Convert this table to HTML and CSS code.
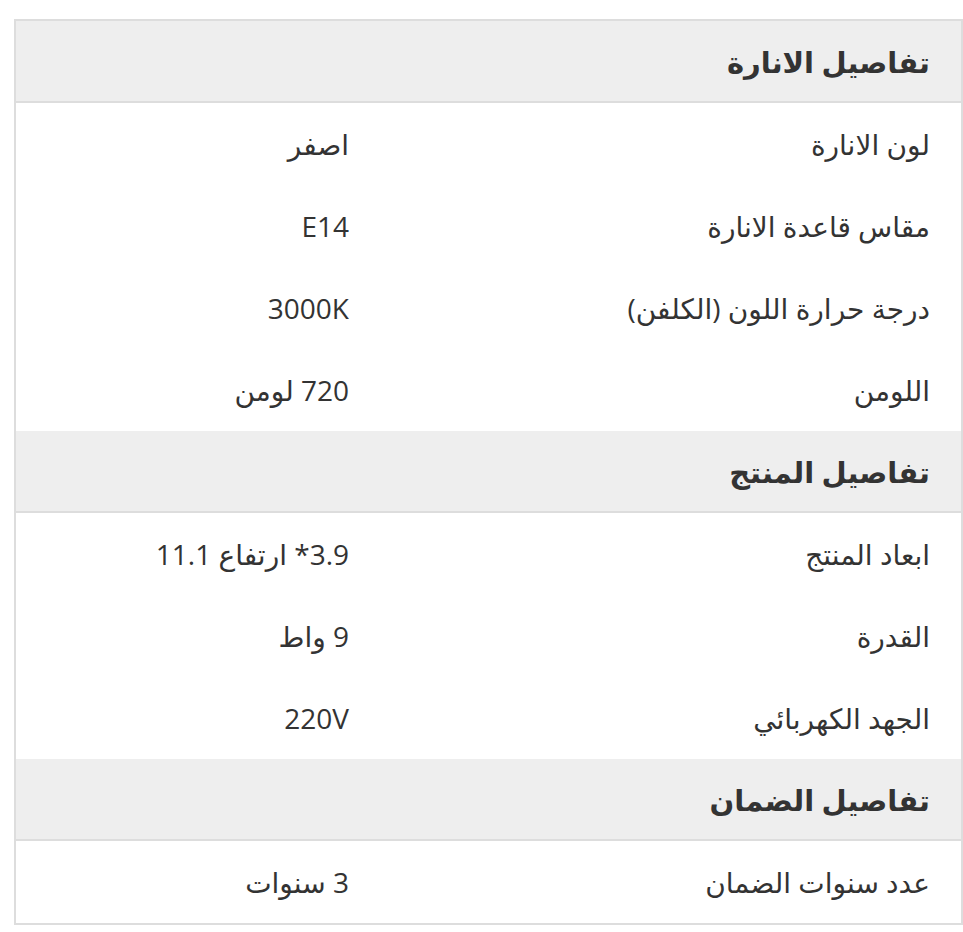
FILE: index.html
```html
<!DOCTYPE html>
<html lang="ar" dir="rtl">
<head>
<meta charset="utf-8">
<title>تفاصيل المنتج</title>
<link rel="stylesheet" href="styles.css">
</head>
<body>
<div class="specs">
  <div class="section-head">تفاصيل الانارة</div>
  <div class="row"><div class="label">لون الانارة</div><div class="value">اصفر</div></div>
  <div class="row"><div class="label">مقاس قاعدة الانارة</div><div class="value">E14</div></div>
  <div class="row"><div class="label">درجة حرارة اللون (الكلفن)</div><div class="value">3000K</div></div>
  <div class="row"><div class="label">اللومن</div><div class="value">720 لومن</div></div>
  <div class="section-head">تفاصيل المنتج</div>
  <div class="row"><div class="label">ابعاد المنتج</div><div class="value">3.9* ارتفاع 11.1</div></div>
  <div class="row"><div class="label">القدرة</div><div class="value">9 واط</div></div>
  <div class="row"><div class="label">الجهد الكهربائي</div><div class="value">220V</div></div>
  <div class="section-head">تفاصيل الضمان</div>
  <div class="row"><div class="label">عدد سنوات الضمان</div><div class="value">3 سنوات</div></div>
</div>
</body>
</html>
```
FILE: styles.css
```css
html, body {
  margin: 0;
  padding: 0;
  background: #ffffff;
}
body {
  font-family: "Open Sans", "DejaVu Sans", sans-serif;
  color: #333333;
  font-size: 28px;
}
.specs {
  box-sizing: border-box;
  width: 949px;
  margin: 19px 0 0 4px;
  border: 2px solid #dddddd;
}
.section-head {
  box-sizing: border-box;
  height: 82px;
  display: flex;
  align-items: center;
  padding: 0 31px;
  background: #eeeeee;
  border-bottom: 2px solid #dddddd;
  font-weight: bold;
  font-size: 29px;
}
.row {
  height: 82px;
  display: grid;
  grid-template-columns: 581px 1fr;
  align-items: center;
}
.label, .value {
  padding: 0 31px;
}
```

• [WHAT YOU NEED TO DO] The data should be printed again unchanged; leave its pictures out.

• [OUTPUT FOR THIS TASK]
Convert this table to HTML and CSS code.
FILE: index.html
```html
<!DOCTYPE html>
<html lang="ar" dir="rtl">
<head>
<meta charset="utf-8">
<title>تفاصيل المنتج</title>
<link rel="stylesheet" href="styles.css">
</head>
<body>
<div class="specs">
  <div class="section-head">تفاصيل الانارة</div>
  <div class="row"><div class="label">لون الانارة</div><div class="value">اصفر</div></div>
  <div class="row"><div class="label">مقاس قاعدة الانارة</div><div class="value">E14</div></div>
  <div class="row"><div class="label">درجة حرارة اللون (الكلفن)</div><div class="value">3000K</div></div>
  <div class="row"><div class="label">اللومن</div><div class="value">720 لومن</div></div>
  <div class="section-head">تفاصيل المنتج</div>
  <div class="row"><div class="label">ابعاد المنتج</div><div class="value">3.9* ارتفاع 11.1</div></div>
  <div class="row"><div class="label">القدرة</div><div class="value">9 واط</div></div>
  <div class="row"><div class="label">الجهد الكهربائي</div><div class="value">220V</div></div>
  <div class="section-head">تفاصيل الضمان</div>
  <div class="row"><div class="label">عدد سنوات الضمان</div><div class="value">3 سنوات</div></div>
</div>
</body>
</html>
```
FILE: styles.css
```css
html, body {
  margin: 0;
  padding: 0;
  background: #ffffff;
}
body {
  font-family: "Open Sans", "DejaVu Sans", sans-serif;
  color: #333333;
  font-size: 28px;
}
.specs {
  box-sizing: border-box;
  width: 949px;
  margin: 19px 0 0 4px;
  border: 2px solid #dddddd;
}
.section-head {
  box-sizing: border-box;
  height: 82px;
  display: flex;
  align-items: center;
  padding: 0 31px;
  background: #eeeeee;
  border-bottom: 2px solid #dddddd;
  font-weight: bold;
  font-size: 29px;
}
.row {
  height: 82px;
  display: grid;
  grid-template-columns: 581px 1fr;
  align-items: center;
}
.label, .value {
  padding: 0 31px;
}
```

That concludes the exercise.